Lignite-derived high surface area mesoporous activated carbons for electrochemical capacitors

Abstract

Mesoporous activated carbons (ACs) were successfully prepared from lignite using KOH as activation agent at the temperature above 700°C. The pore structure and surface chemistry of the as-prepared ACs were characterized by means of nitrogen adsorption–desorption, X-ray diffraction, scanning electron microscope, transmission electron microscope and X-ray photoelectron spectroscopy. The results show that such prepared mesoporous ACs have a high specific surface area (~3036m2·g−1) with a hierarchical macro–meso–micro-pore structure and oxygen-enriched surface. The electrochemical performances of the ACs as electrode materials for electrochemical capacitors (ECs) were assessed by galvanostatic charge–discharge, cyclic voltammetry and cycling durability tests.
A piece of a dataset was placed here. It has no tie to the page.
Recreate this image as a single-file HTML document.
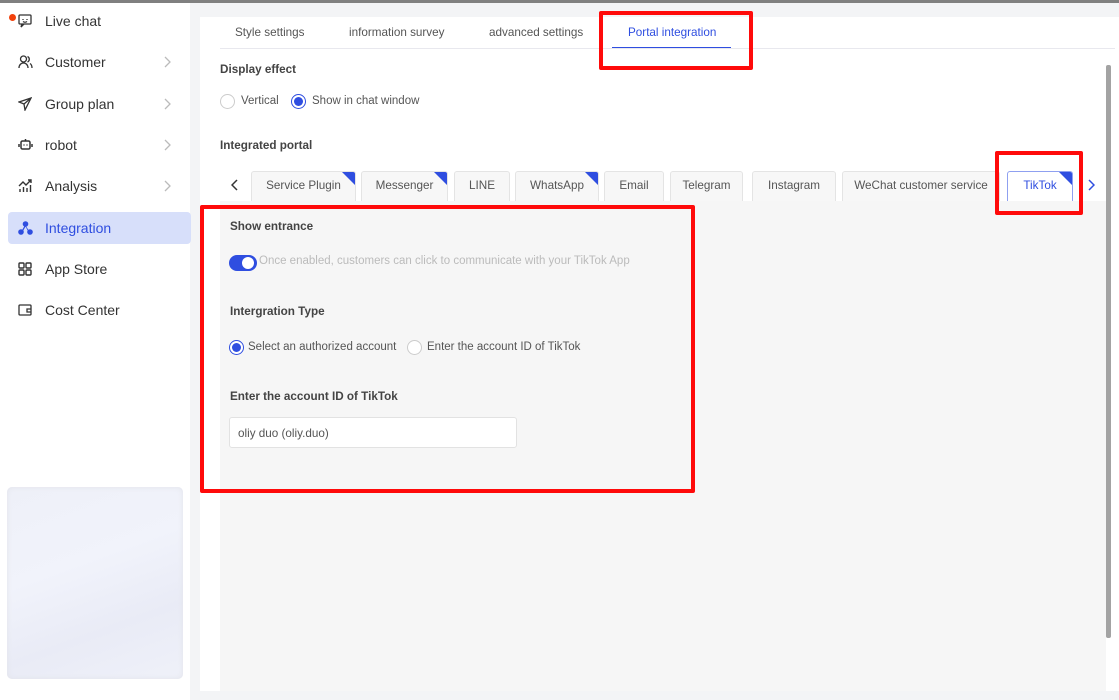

It was demonstrated that the mesoporous ACs produced in this study possessed a maximum specific capacitance of 355F·g−1 and 196F·g−1 in 3M KOH aqueous and 1M (C2H5)4NBF4/PC organic electrolytes, respectively, at a current density of 50mA·g−1, and exhibited a desirable energy and power density with a superior cycling performance. The excellent capacitive behavior of the prepared mesoporous ACs in aqueous system is attributed to their unique macro–meso–micro-hierarchical pore structure with high surface area and oxygen-containing surface. Their superb electrochemical performance in the organic electrolyte is attributed to their well-developed mesoporous structure.